» **Exercise task**
Retype nothing but the lines from the start of the material up to and including the line with "const tabs = ['Subscription". Pictures don't belong in the copy.

» **Given material**
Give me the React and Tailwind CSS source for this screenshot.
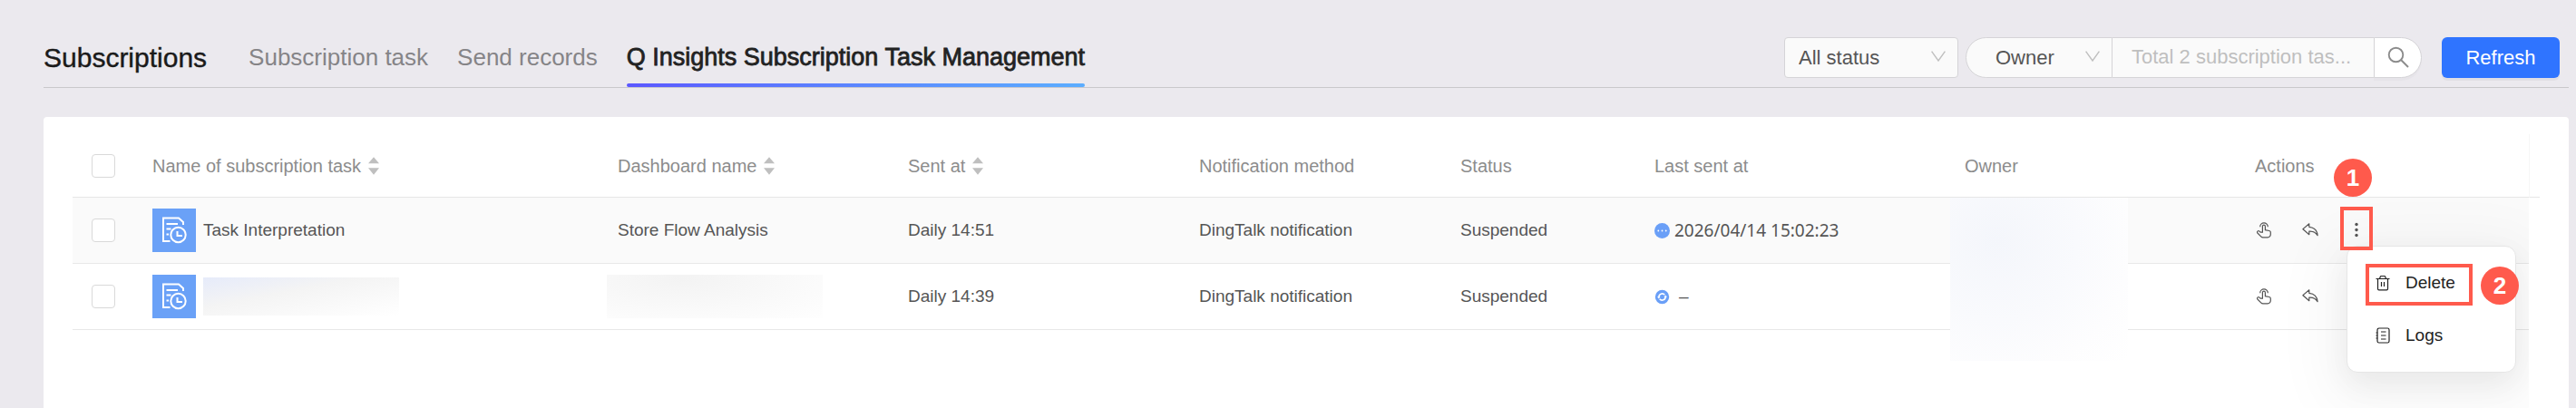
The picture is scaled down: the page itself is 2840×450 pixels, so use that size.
import { useState } from 'react';

const tabs = ['Subscription task', 'Send records', 'Q Insights Subscription Task Management'];

const columns = [
  { label: 'Name of subscription task', sortable: true, width: 'w-[513px]' },
  { label: 'Dashboard name', sortable: true, width: 'w-[320px]' },
  { label: 'Sent at', sortable: true, width: 'w-[321px]' },
  { label: 'Notification method', width: 'w-[288px]' },
  { label: 'Status', width: 'w-[214px]' },
  { label: 'Last sent at', width: 'w-[342px]' },
  { label: 'Owner', width: 'w-[320px]' },
  { label: 'Actions', width: 'w-auto' },
];

const tasks = [
  {
    id: 1,
    name: 'Task Interpretation',
    dashboard: 'Store Flow Analysis',
    sentAt: 'Daily 14:51',
    method: 'DingTalk notification',
    status: 'Suspended',
    lastSent: '2026/04/14 15:02:23',
  },
  {
    id: 2,
    name: '',
    dashboard: '',
    sentAt: 'Daily 14:39',
    method: 'DingTalk notification',
    status: 'Suspended',
    lastSent: '',
  },
];

function Chevron() {
  return (
    <svg className="pointer-events-none absolute top-[15px] right-[14px] h-3 w-4" viewBox="0 0 16 12" fill="none" stroke="#bfbfbf" strokeWidth="1.4">
      <path d="M0.6 0.6 8 11 15.4 0.6" />
    </svg>
  );
}

function SortIcon() {
  return (
    <svg className="h-5 w-3 shrink-0" viewBox="0 0 12 20" fill="#bfbfbf">
      <path d="M6 0.3 12 7.3H0zM6 19.7 12 12.3H0z" />
    </svg>
  );
}

function TaskIcon() {
  return (
    <svg className="size-12 shrink-0 bg-[#6aa1f7]" viewBox="0 0 48 48" fill="none" stroke="#fff" strokeWidth="2">
      <path d="M34 18v-3l-5-4.500H12V36h7.500" />
      <path d="M15.500 17H28M15.500 22.500h5M15.500 28.500h2.500" />
      <circle cx="28.500" cy="29" r="8.200" />
      <path d="M27.500 25v5H33" />
    </svg>
  );
}

function PendingIcon() {
  return (
    <svg className="size-[17px] shrink-0" viewBox="0 0 17 17">
      <circle cx="8.500" cy="8.500" r="8.500" fill="#6a9ff7" />
      <circle cx="4.300" cy="8.500" r="0.900" fill="#fff" />
      <circle cx="8.500" cy="8.500" r="0.900" fill="#fff" />
      <circle cx="12.700" cy="8.500" r="0.900" fill="#fff" />
    </svg>
  );
}

function SyncIcon() {
  return (
    <svg className="size-[17px] shrink-0" viewBox="0 0 17 17" fill="none">
      <circle cx="8.500" cy="8.500" r="7.700" fill="#6a9ff7" />
      <path d="M4.900 8.800A3.600 3.600 0 0 1 11.300 6.300M12.100 8.200A3.600 3.600 0 0 1 5.700 10.700" stroke="#fff" strokeWidth="1.600" />
      <path d="M3 8.200h3.600L4.800 10.600zM14 8.800h-3.600l1.800-2.400z" fill="#fff" />
    </svg>
  );
}

function HandIcon() {
  return (
    <svg className="size-[18px]" viewBox="0 0 18 18" fill="none" stroke="currentColor" strokeWidth="1.200">
      <path d="M4.700 5.200a4.300 4.300 0 0 1 8.600 0" />
      <path d="M7.400 11.200V4.700a1.500 1.500 0 0 1 3 0v4l4.400.8a1.800 1.800 0 0 1 1.500 1.800v2.300a3.200 3.200 0 0 1-3.200 3.200H7.900a3 3 0 0 1-2.200-1L1.900 12a1.400 1.400 0 0 1 .2-2.100c.5-.4 1.200-.4 1.700 0l1.400 1.300z" />
    </svg>
  );
}

function ReplyIcon() {
  return (
    <svg className="size-[18px]" viewBox="0 0 18 18" fill="none" stroke="currentColor" strokeWidth="1.200" strokeLinejoin="round">
      <path d="M7.800 1.800.9 7.700l6.900 6v-3.600c4-.3 7.200 1 9.300 4.600C16.600 9.300 13.200 5.800 7.800 5.300z" />
    </svg>
  );
}

function MoreIcon() {
  return (
    <svg className="size-[18px]" viewBox="0 0 18 18" fill="currentColor">
      <circle cx="9" cy="2.500" r="1.700" />
      <circle cx="9" cy="8.500" r="1.700" />
      <circle cx="9" cy="14.500" r="1.700" />
    </svg>
  );
}

function TrashIcon() {
  return (
    <svg className="size-[18px]" viewBox="0 0 18 18" fill="none" stroke="currentColor" strokeWidth="1.200">
      <path d="M1.500 4.500h15M5.500 4.500l.9-2.600c.1-.3.3-.4.600-.4h4c.3 0 .5.1.6.4l.9 2.600" />
      <path d="M3.500 4.500v11c0 .8.500 1.300 1.300 1.300h8.400c.8 0 1.300-.5 1.300-1.300v-11M7.500 8v5M10.500 8v5" />
    </svg>
  );
}

function LogsIcon() {
  return (
    <svg className="size-[18px]" viewBox="0 0 18 18" fill="none" stroke="currentColor" strokeWidth="1.200">
      <rect x="3" y="1" width="13" height="16" rx="1.800" />
      <path d="M1.500 6h1.800M1.500 9h1.800M1.500 12h1.800M7 5h5.500M7 9h5.500M7 13h5.500" />
    </svg>
  );
}

function StepBadge({ className, children }) {
  return (
    <span className={`absolute flex size-[42px] items-center justify-center rounded-full bg-[#ff5a4c] text-[26px] font-bold text-white ${className}`}>
      {children}
    </span>
  );
}

function Checkbox({ label }) {
  return (
    <input
      type="checkbox"
      aria-label={label}
      className="ml-[21px] block size-[26px] appearance-none rounded border border-[#d9d9d9] bg-white checked:bg-[#2f74ff]"
    />
  );
}

function MoreMenu() {
  return (
    <div className="absolute top-full -left-0.5 z-10 mt-2 w-[187px] rounded-xl border border-[#e6e6e6] bg-white py-[11px] text-[19px] text-[#222] shadow-[0_12px_32px_rgba(0,0,0,0.06),0_16px_64px_24px_rgba(0,0,0,0.04)]">
      <div className="relative">
        <button type="button" className="flex h-[58px] w-full items-center gap-4 pl-[30px]">
          <TrashIcon />
          Delete
        </button>
        <span className="pointer-events-none absolute top-2 left-5 h-[46px] w-[118px] border-4 border-[#ff5a4c]" />
        <StepBadge className="top-[11px] left-[147px]">2</StepBadge>
      </div>
      <button type="button" className="flex h-[58px] w-full items-center gap-4 pl-[30px]">
        <LogsIcon />
        Logs
      </button>
    </div>
  );
}

function TaskRow({ task, menuOpen, onToggleMenu }) {
  const cell = 'h-[73px] border-b border-[#e8e8e8] p-0';

  return (
    <tr className={menuOpen ? 'bg-[#fafafa]' : 'bg-white'}>
      <td className={cell}>
        <Checkbox label={`Select task ${task.id}`} />
      </td>
      <td className={cell}>
        <div className="flex items-center gap-2">
          <TaskIcon />
          {task.name || <span className="h-[42px] w-[216px] bg-linear-to-br from-[#e6ebfa] via-[#f4f4f4] via-40% to-white" />}
        </div>
      </td>
      <td className={cell}>
        {task.dashboard || (
          <div className="-ml-3 h-12 w-[238px] bg-[radial-gradient(ellipse_at_35%_10%,#f3f3f3_0%,#fafafa_60%,#fefefe_100%)]" />
        )}
      </td>
      <td className={cell}>{task.sentAt}</td>
      <td className={cell}>{task.method}</td>
      <td className={cell}>{task.status}</td>
      <td className={cell}>
        {task.lastSent ? (
          <div className="flex items-center gap-[5px] font-['Noto_Sans',sans-serif]">
            <PendingIcon />
            {task.lastSent}
          </div>
        ) : (
          <div className="flex items-center gap-[10px]">
            <SyncIcon />–
          </div>
        )}
      </td>
      <td className={`${cell} relative`}>
        {menuOpen && (
          <div className="absolute top-0 -left-4 z-1 h-[180px] w-[196px] bg-[radial-gradient(circle_at_52px_48px,#f4f6fb_0%,#f9fafd_45%,#fdfdfe_75%,#ffffff_100%)]" />
        )}
      </td>
      <td className={cell}>
        <div className="flex items-center gap-[33px] pl-px">
          <button type="button" aria-label="Run task">
            <HandIcon />
          </button>
          <button type="button" aria-label="Transfer task">
            <ReplyIcon />
          </button>
          <div className="relative size-[18px]">
            <button type="button" aria-label="More actions" onClick={onToggleMenu} className="block">
              <MoreIcon />
            </button>
            {menuOpen && (
              <>
                <MoreMenu />
                <span className="pointer-events-none absolute -top-[17px] -left-[9px] z-20 h-12 w-9 border-4 border-[#ff5a4c]" />
                <StepBadge className="-top-[70px] -left-4 z-20">1</StepBadge>
              </>
            )}
          </div>
        </div>
      </td>
    </tr>
  );
}

export default function App() {
  const [activeTab, setActiveTab] = useState(tabs[2]);
  const [openMenu, setOpenMenu] = useState(1);

  return (
    <div className="flex min-h-screen flex-col bg-[#ebe9ee] pr-2 pl-12 font-['Liberation_Sans',Arial,sans-serif] text-[#555]">
      <header className="flex h-[97px] items-stretch border-b border-[#c9c8cb] pt-[30px]">
        <h1 className="mr-[46px] flex items-center text-[30px] whitespace-nowrap text-[#1a1a1a] [-webkit-text-stroke:0.4px]">
          Subscriptions
        </h1>
        <nav className="flex gap-8 text-[26px] whitespace-nowrap">
          {tabs.map((tab) => (
            <button
              key={tab}
              type="button"
              onClick={() => setActiveTab(tab)}
              className={tab === activeTab ? 'relative text-[27px] text-[#222] [-webkit-text-stroke:0.8px]' : 'text-[#858487]'}
            >
              {tab}
              {tab === activeTab && (
                <span className="absolute bottom-0 left-0 h-1 w-full rounded-xs bg-linear-to-r from-[#5b57ff] to-[#5badff]" />
              )}
            </button>
          ))}
        </nav>

        <div className="ml-auto flex items-center pr-[10px] text-[22px]">
          <div className="relative mr-2">
            <select aria-label="Status filter" className="block h-[45px] w-[192px] appearance-none rounded border border-[#d5d4d7] bg-[#fafafa] pl-[15px]">
              <option>All status</option>
            </select>
            <Chevron />
          </div>
          <div className="relative">
            <select aria-label="Search field" className="block h-[45px] w-[162px] appearance-none rounded-l-full border border-[#d5d4d7] bg-[#fafafa] pl-8">
              <option>Owner</option>
            </select>
            <Chevron />
          </div>
          <input
            type="text"
            aria-label="Search subscription tasks"
            placeholder="Total 2 subscription tas..."
            className="h-[45px] w-[288px] border-y border-[#d5d4d7] bg-[#fafafa] pl-[21px] placeholder:text-[#bfbfbf]"
          />
          <button type="button" aria-label="Search" className="flex h-[45px] w-[53px] items-center rounded-r-full border border-[#d5d4d7] bg-white pl-[14px] shadow-[0_3px_0_rgba(0,0,0,0.02)]">
            <svg className="size-6" viewBox="0 0 24 24" fill="none" stroke="#8c8c8c" strokeWidth="1.900">
              <circle cx="9.500" cy="9.500" r="7.800" />
              <path d="M15 15l8 8" />
            </svg>
          </button>
          <button type="button" className="ml-[22px] h-[45px] w-[130px] rounded-md bg-[#2f74ff] text-white shadow-[0_3px_0_rgba(0,0,0,0.04)]">
            Refresh
          </button>
        </div>
      </header>

      <main className="mt-8 flex flex-1 rounded-t bg-white pt-[19px] pr-8 pl-8">
        <div className="min-w-0 flex-1 overflow-hidden">
          <table className="w-full border-separate border-spacing-0 text-left text-[19px] whitespace-nowrap">
            <thead>
              <tr>
                <th className="h-[70px] w-[88px] border-b border-[#e6e6e6] p-0">
                  <Checkbox label="Select all tasks" />
                </th>
                {columns.map((column) => (
                  <th key={column.label} className={`h-[70px] border-b border-[#e6e6e6] p-0 text-[20px] font-normal text-[#8c8c8c] ${column.width}`}>
                    <div className="flex items-center gap-2">
                      {column.label}
                      {column.sortable && <SortIcon />}
                    </div>
                  </th>
                ))}
              </tr>
            </thead>
            <tbody>
              {tasks.map((task) => (
                <TaskRow
                  key={task.id}
                  task={task}
                  menuOpen={openMenu === task.id}
                  onToggleMenu={() => setOpenMenu(openMenu === task.id ? null : task.id)}
                />
              ))}
            </tbody>
          </table>
        </div>
        {/* scrollbar gutter next to the header row */}
        <div className="h-[70px] w-3 border-b border-l border-b-[#e6e6e6] border-l-[#f7f7f7]" />
      </main>
    </div>
  );
}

» **Result for this task**
Give me the React and Tailwind CSS source for this screenshot.
The picture is scaled down: the page itself is 2840×450 pixels, so use that size.
import { useState } from 'react';

const tabs = ['Subscription task', 'Send records', 'Q Insights Subscription Task Management'];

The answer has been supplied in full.